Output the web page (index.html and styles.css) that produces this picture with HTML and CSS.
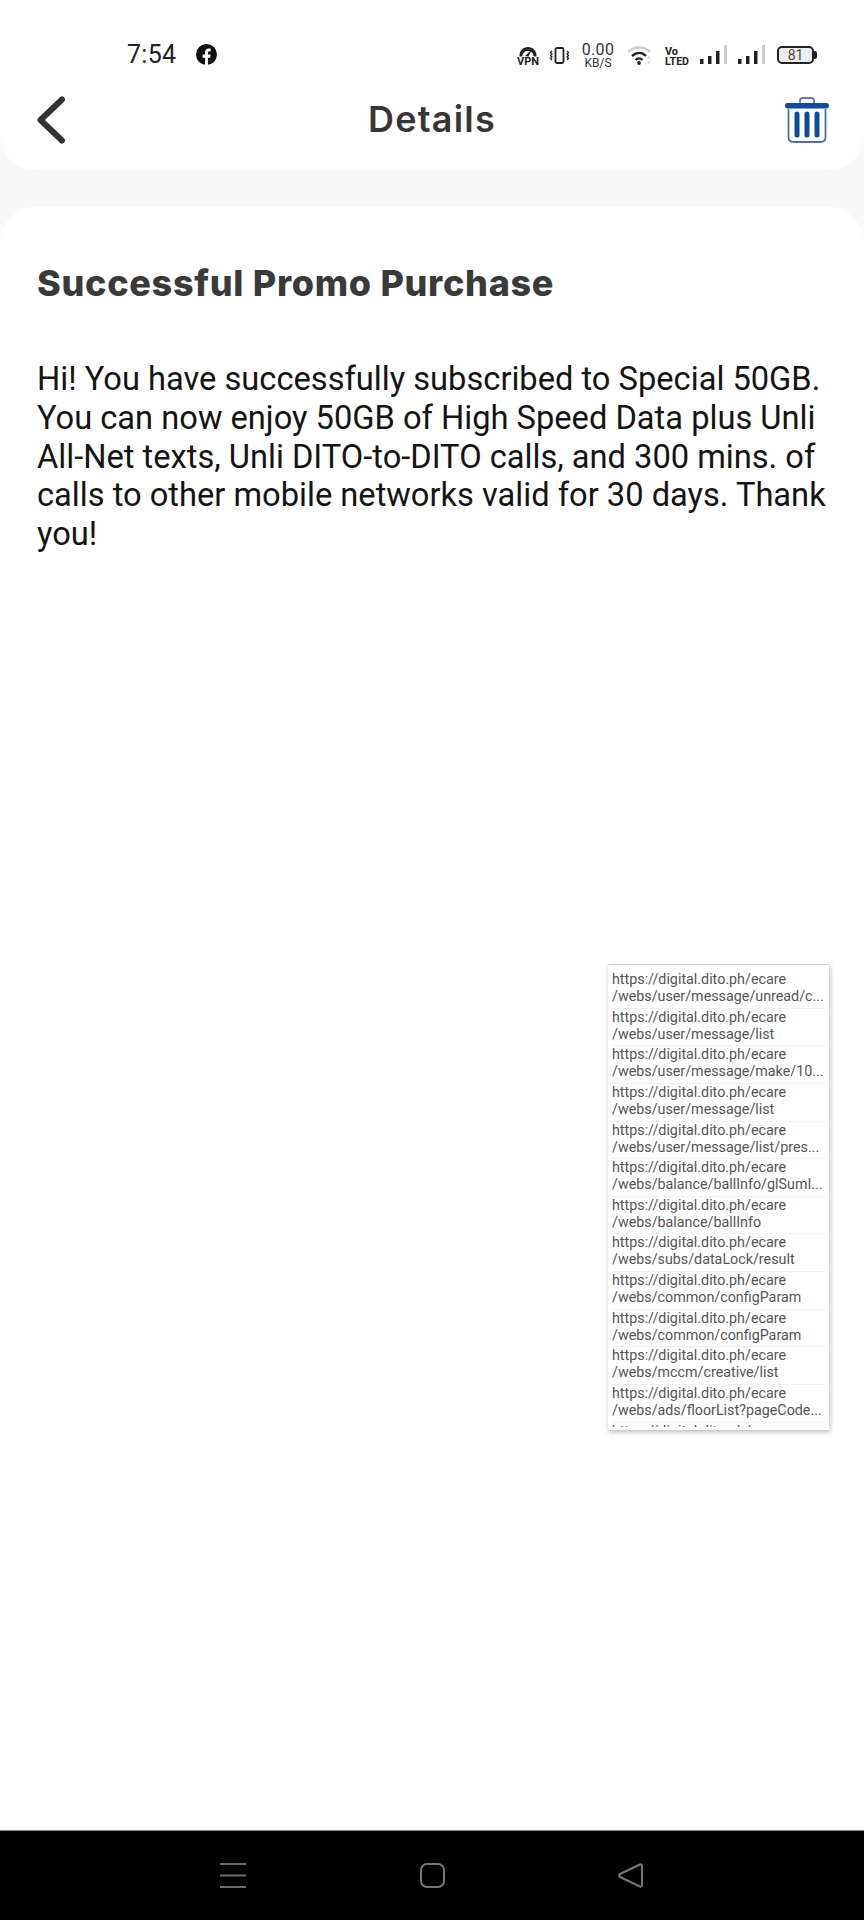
FILE: index.html
```html
<!DOCTYPE html>
<html lang="en">
<head>
<meta charset="utf-8">
<title>Details</title>
<link rel="stylesheet" href="styles.css">
</head>
<body>
<div class="screen">
  <header class="top">
    <div class="status">
      <span class="time">7:54</span>
      <svg class="fb" viewBox="0 0 20 20"><circle cx="10" cy="10" r="10" fill="#111"/><path d="M8.600 20v-7H6.300v-3h2.300V8c0-2.400 1.400-3.700 3.500-3.700.9 0 1.900.2 1.900.2v2.400h-1.100c-1.100 0-1.500.7-1.500 1.400V10h2.500l-.4 3h-2.100v7z" fill="#fff"/></svg>
      <div class="status-right">
        <svg class="ic-vpn" viewBox="0 0 22 19"><path d="M2.500 10.500C2 5 6 1 11 1s9 4 8.500 9.500h-2.800C16.500 7 14 5 11 5S5.500 7 5.300 10.500z" fill="#222"/><path d="M8 10l7-6.500-3.500 7z" fill="#222"/><text x="0" y="19" class="vpn-t" textLength="22" lengthAdjust="spacingAndGlyphs">VPN</text></svg>
        <svg class="ic-vib" viewBox="0 0 21 17"><rect x="6.500" y="1" width="8" height="15" rx="1.500" fill="none" stroke="#222" stroke-width="1.800"/><path d="M3 4l-1.500 1.500L3 7 1.500 8.500 3 10l-1.500 1.500L3 13M18 4l1.500 1.500L18 7l1.500 1.500L18 10l1.500 1.500L18 13" fill="none" stroke="#222" stroke-width="1.300"/></svg>
        <div class="speed"><span class="speed-num">0.00</span><span class="speed-unit">KB/S</span></div>
        <svg class="ic-wifi" viewBox="0 0 26 20"><path d="M1 7C7 1 17 1 23 7" fill="none" stroke="#ccc" stroke-width="2.400"/><path d="M5 11c4.500-4 10-4 14 0M8.500 15c2-2 5-2 7 0" fill="none" stroke="#222" stroke-width="2.400"/><circle cx="12" cy="18" r="1.900" fill="#222"/><path d="M22 11l2 2.500h-4zM22 19l2-2.500h-4z" fill="#ccc"/></svg>
        <svg class="ic-volte" viewBox="0 0 24 19"><text x="0" y="9" class="volte-t" textLength="13" lengthAdjust="spacingAndGlyphs">Vo</text><text x="0" y="19" class="volte-t" textLength="24" lengthAdjust="spacingAndGlyphs">LTED</text></svg>
        <svg class="ic-sig" viewBox="0 0 27 20"><rect x="0" y="14" width="3.500" height="5" fill="#222"/><rect x="8" y="11" width="3.500" height="8" fill="#222"/><rect x="16" y="6" width="3.500" height="13" fill="#222"/><rect x="24" y="0" width="3" height="19" fill="#ccc"/></svg>
        <svg class="ic-sig" viewBox="0 0 27 20"><rect x="0" y="14" width="3.500" height="5" fill="#222"/><rect x="8" y="11" width="3.500" height="8" fill="#222"/><rect x="16" y="6" width="3.500" height="13" fill="#222"/><rect x="24" y="0" width="3" height="19" fill="#ccc"/></svg>
        <div class="battery"><div class="battery-body">81</div><div class="battery-cap"></div></div>
      </div>
    </div>
    <div class="bar">
      <svg class="back" viewBox="0 0 30 48"><path d="M26 3.500L4.500 24 26 44.500" fill="none" stroke="#333" stroke-width="6" stroke-linecap="round" stroke-linejoin="round"/></svg>
      <h1 class="page-title">Details</h1>
      <svg class="trash" viewBox="0 0 44 46"><path d="M15 7V3.500C15 2 16 1 17.500 1h9C28 1 29 2 29 3.500V7" fill="none" stroke="#5b7fae" stroke-width="1.800"/><rect x="0" y="6" width="44" height="5.500" rx="2.700" fill="#0f4a9e"/><path d="M3.500 12v28c0 3 2 5 5 5h27c3 0 5-2 5-5V12" fill="none" stroke="#4d6f9c" stroke-width="1.800"/><path d="M12 17v21M22 17v21M32 17v21" stroke="#0f4a9e" stroke-width="5" stroke-linecap="round"/></svg>
    </div>
  </header>

  <main class="card">
    <h2 class="msg-title">Successful Promo Purchase</h2>
    <p class="msg-body">Hi! You have successfully subscribed to Special 50GB. You can now enjoy 50GB of High Speed Data plus Unli All-Net texts, Unli DITO-to-DITO calls, and 300 mins. of calls to other mobile networks valid for 30 days. Thank you!</p>
  </main>

  <nav class="nav">
    <svg class="nav-menu" viewBox="0 0 26 25"><path d="M0 1h26M0 12.500h26M0 24h26" stroke="#6c6c6c" stroke-width="2"/></svg>
    <svg class="nav-home" viewBox="0 0 25 25"><rect x="1" y="1" width="23" height="23" rx="6" fill="none" stroke="#777" stroke-width="2"/></svg>
    <svg class="nav-back" viewBox="0 0 25 25"><path d="M22 1.500c1-.4 2 .2 2 1.300v19.400c0 1.100-1 1.700-2 1.300L2 14c-1.300-.7-1.300-2.300 0-3z" fill="none" stroke="#777" stroke-width="2"/></svg>
  </nav>

  <aside class="log">
    <div class="log-list">
      <div class="log-row"><div>https://digital.dito.ph/ecare</div><div>/webs/user/message/unread/c...</div></div>
      <div class="log-row"><div>https://digital.dito.ph/ecare</div><div>/webs/user/message/list</div></div>
      <div class="log-row"><div>https://digital.dito.ph/ecare</div><div>/webs/user/message/make/10...</div></div>
      <div class="log-row"><div>https://digital.dito.ph/ecare</div><div>/webs/user/message/list</div></div>
      <div class="log-row"><div>https://digital.dito.ph/ecare</div><div>/webs/user/message/list/pres...</div></div>
      <div class="log-row"><div>https://digital.dito.ph/ecare</div><div>/webs/balance/ballInfo/glSumI...</div></div>
      <div class="log-row"><div>https://digital.dito.ph/ecare</div><div>/webs/balance/ballInfo</div></div>
      <div class="log-row"><div>https://digital.dito.ph/ecare</div><div>/webs/subs/dataLock/result</div></div>
      <div class="log-row"><div>https://digital.dito.ph/ecare</div><div>/webs/common/configParam</div></div>
      <div class="log-row"><div>https://digital.dito.ph/ecare</div><div>/webs/common/configParam</div></div>
      <div class="log-row"><div>https://digital.dito.ph/ecare</div><div>/webs/mccm/creative/list</div></div>
      <div class="log-row"><div>https://digital.dito.ph/ecare</div><div>/webs/ads/floorList?pageCode...</div></div>
      <div class="log-row"><div>https://digital.dito.ph/ecare</div></div>
    </div>
  </aside>
</div>
</body>
</html>
```
FILE: styles.css
```css
* { box-sizing: border-box; }
html, body { margin: 0; padding: 0; }
body { background: #f9f9f9; font-family: "Roboto", "Liberation Sans", sans-serif; }

.screen {
  position: relative;
  width: 864px;
  height: 1920px;
  display: flex;
  flex-direction: column;
  overflow: hidden;
  background: #f9f9f9;
}

.top {
  height: 170px;
  flex: none;
  background: #fff;
  border-radius: 0 0 36px 36px;
}

.status {
  height: 85px;
  padding: 44px 47px 0 127px;
  display: flex;
  align-items: flex-start;
}
.time { font-size: 25px; line-height: 22px; color: #222; letter-spacing: 0.3px; }
.fb { width: 21px; height: 21px; margin-left: 20px; }
.status-right { margin-left: auto; display: flex; align-items: flex-start; }

.ic-vpn { width: 22px; height: 19px; margin-top: 2px; overflow: visible; }
.vpn-t { font: 700 10px "Roboto", sans-serif; fill: #222; }
.ic-vib { width: 21px; height: 17px; margin: 3px 0 0 10px; }
.speed { width: 34px; margin: -1px 0 0 11px; display: flex; flex-direction: column; align-items: center; color: #333; }
.speed-num { font-size: 16px; line-height: 14px; letter-spacing: 0.3px; }
.speed-unit { font-size: 12px; line-height: 12px; }
.ic-wifi { width: 26px; height: 20px; margin: 1px 0 0 12px; }
.ic-volte { width: 24px; height: 19px; margin: 2px 0 0 12px; overflow: visible; }
.volte-t { font: 700 11px "Roboto", sans-serif; fill: #222; }
.ic-sig { width: 27px; height: 20px; margin: 1px 0 0 11px; }
.battery { display: flex; align-items: center; margin: 2px 0 0 12px; }
.battery-body {
  width: 37px;
  height: 18px;
  border: 2px solid #222;
  border-radius: 5px;
  background: #eee;
  font-size: 14px;
  line-height: 14px;
  text-align: center;
  color: #444;
}
.battery-cap { width: 3px; height: 8px; background: #222; border-radius: 0 2px 2px 0; }

.bar {
  position: relative;
  height: 85px;
  padding: 11px 35px 0 36px;
  display: flex;
  justify-content: space-between;
  align-items: flex-start;
}
.back { width: 30px; height: 48px; }
.page-title {
  position: absolute;
  left: 0;
  right: 0;
  top: 12px;
  margin: 0;
  text-align: center;
  font: 600 36px/44px "Inter", sans-serif;
  letter-spacing: 1.200px;
  color: #3a3535;
}
.trash { width: 44px; height: 46px; margin-top: 1px; }

.card {
  flex: 1;
  margin-top: 37px;
  margin-bottom: 4px;
  padding: 55px 37px 0;
  background: #fff;
  border-radius: 36px 36px 0 0;
}
.msg-title {
  margin: 0;
  font: 800 36px/42px "Inter", sans-serif;
  letter-spacing: 0.700px;
  color: #3a3a3a;
}
.msg-body {
  margin: 56px 0 0;
  font-size: 32.650px;
  line-height: 38.800px;
  color: #141414;
}

.nav {
  height: 90px;
  flex: none;
  background: #000;
  border-top: 1px solid #888;
  padding-top: 32px;
  display: flex;
  align-items: flex-start;
}
.nav-menu { width: 26px; height: 25px; margin-left: 220px; }
.nav-home { width: 25px; height: 25px; margin-left: 174px; }
.nav-back { width: 25px; height: 25px; margin-left: 173px; }

.log {
  position: absolute;
  left: 608px;
  top: 964px;
  width: 221px;
  height: 466px;
  overflow: hidden;
  background: #fff;
  border-top: 1px solid #cfd8d8;
  box-shadow: 1px 2px 5px rgba(0, 0, 0, .28);
}
.log-list {
  height: 462px;
  padding: 6px 4px 0;
  overflow: hidden;
}
.log-row {
  height: 37.650px;
  padding-bottom: 3px;
  border-bottom: 1px solid #f2f2f2;
  font-size: 14.300px;
  line-height: 17px;
  color: #555;
  white-space: nowrap;
  overflow: hidden;
}
```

■ ■ ■ ■ ■ ■ ■

| Task to complete |
Find every line that holds "styles" and copy it.

| Reply to the task |
Output the web page (index.html and styles.css) that produces this picture with HTML and CSS.
<link rel="stylesheet" href="styles.css">
FILE: styles.css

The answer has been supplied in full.